Of course, that means children should be included in worship. Nothing is more tragic than a church that segregates children into their own environment, especially with frenetic energy and over-stimulation. Teach them to lift their voices along with the church in liturgy.
Make the music worth singing.
The primary job of church music is to support the liturgy. Plan accordingly. Choose beautiful hymns and liturgical settings with good, singable melodies that fit the theology of the poetry. Choose solid texts that sing your faith, not just how you feel about your faith. Forsake the musical fast food of the recording industry, and replace it with something that will bear good fruit.
Stop doing the same songs over and over and over.
First, don’t sing “songs.” Sing liturgy and hymns. Moving on…
I read a blog post today in which a worship leader said he would do the same song three times in a month! When I was a kid in the mid 90s, my church sang “Shout to the Lord” in something like 15 straight services. I know because I was at each one, and by the last, nobody was singing besides the “worship” team.
Basically, don’t do what the pop-worship church has been doing for decades.
Radical? Maybe. But whatever the point of pop-worship was, it has failed. We need a culture of singing that springs from historic Christian worship, not one that mimics the whims of a culture obsessed with meaningless entertainment.

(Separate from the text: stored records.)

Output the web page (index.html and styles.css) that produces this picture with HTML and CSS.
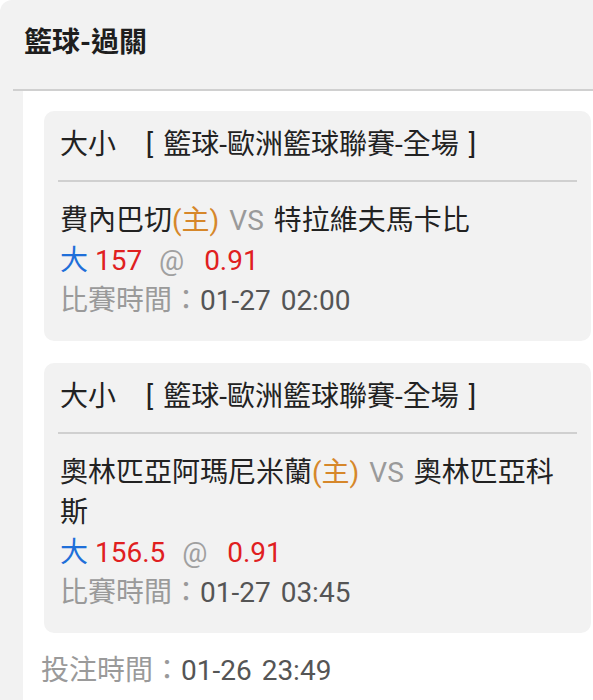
FILE: index.html
```html
<!DOCTYPE html>
<html>
<head>
  <meta charset="utf-8">
  <title>籃球-過關</title>
  <link rel="stylesheet" href="styles.css">
</head>
<body>
  <div class="panel">
    <div class="panelHead">籃球-過關</div>
    <div class="panelBody">
      <div class="betCard">
        <div class="betTitle">大小&nbsp;&nbsp;&nbsp;[ 籃球-歐洲籃球聯賽-全場 ]</div>
        <div class="betInfo">
          <div class="teams">費內巴切<span class="home">(主)</span> <span class="vs">VS</span> 特拉維夫馬卡比</div>
          <div class="odds"><span class="pick">大</span> <span class="red">157</span>&nbsp; <span class="at">@</span>&nbsp; <span class="red">0.91</span></div>
          <div class="time"><span class="label">比賽時間：</span>01-27 02:00</div>
        </div>
      </div>

      <div class="betCard">
        <div class="betTitle">大小&nbsp;&nbsp;&nbsp;[ 籃球-歐洲籃球聯賽-全場 ]</div>
        <div class="betInfo">
          <div class="teams">奧林匹亞阿瑪尼米蘭<span class="home">(主)</span> <span class="vs">VS</span> 奧林匹亞科斯</div>
          <div class="odds"><span class="pick">大</span> <span class="red">156.5</span>&nbsp; <span class="at">@</span>&nbsp; <span class="red">0.91</span></div>
          <div class="time"><span class="label">比賽時間：</span>01-27 03:45</div>
        </div>
      </div>

      <div class="betTime"><span class="label">投注時間：</span>01-26 23:49</div>
    </div>
  </div>
</body>
</html>
```

FILE: styles.css
```css
body {
  margin: 0;
  font-family: Roboto, "Noto Sans CJK TC", sans-serif;
  font-size: 28px;
  line-height: 40px;
  word-spacing: 3px;
  color: #222;
  background: #fff;
}
.panel {
  background: #f2f2f2;
  border-top-left-radius: 12px;
  min-height: 700px;
}
.panelHead {
  margin-left: 13px;
  padding: 23px 11px 26px;
  font-weight: bold;
  color: #1e1e1e;
  border-bottom: 2px solid #d0d0d0;
}
.panelBody {
  margin-left: 23px;
  background: #fff;
  padding: 20px 2px 10px 21px;
  min-height: 600px;
}
.betCard {
  background: #f2f2f2;
  border-radius: 10px;
  padding: 14px 14px 20px 16px;
  margin-bottom: 22px;
}
.betTitle {
  padding-bottom: 15px;
  border-bottom: 2px solid #d0d0d0;
  margin-left: -2px;
  padding-left: 2px;
}
.betInfo {
  padding-top: 19px;
}
.home { color: #d6872a; }
.vs { color: #9a9a9a; }
.pick { color: #1f6fd9; }
.red { color: #e0201f; }
.odds { word-spacing: 0; }
.at {
  color: #a0a0a0;
  margin: 0 6px 0 3px;
}
.time, .betTime { color: #555; }
.label { color: #9a9a9a; }
.betTime {
  margin-top: -4px;
  margin-left: -3px;
}
```
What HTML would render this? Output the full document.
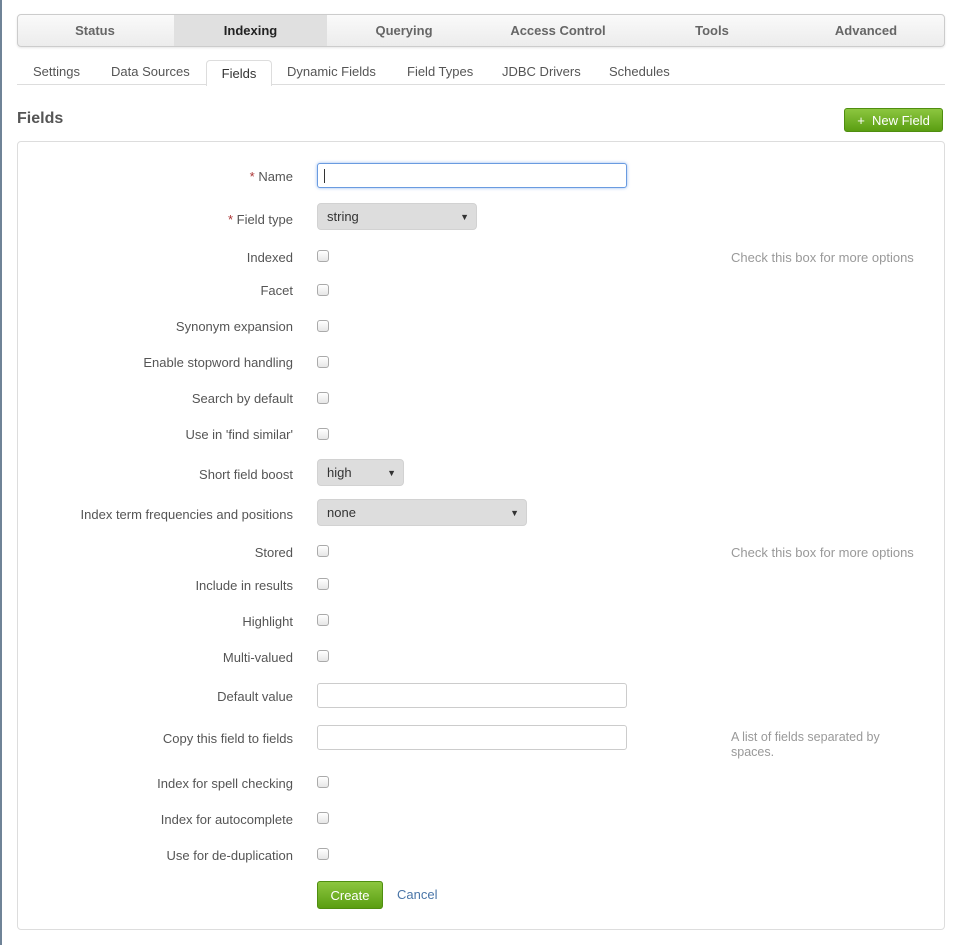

Some of these suggestions are not practical for immediate use in every church. That’s okay. Congregational singing wasn’t destroyed overnight, and it won’t be relearned overnight. But in time, implementing these ideas would begin to build a singing culture in our congregations once again. It will take a concerted effort. It will take patience. It will take making changes that aren’t popular with everyone or that might not immediately resonate with the culture around us.
Don’t forget. We sing a different song.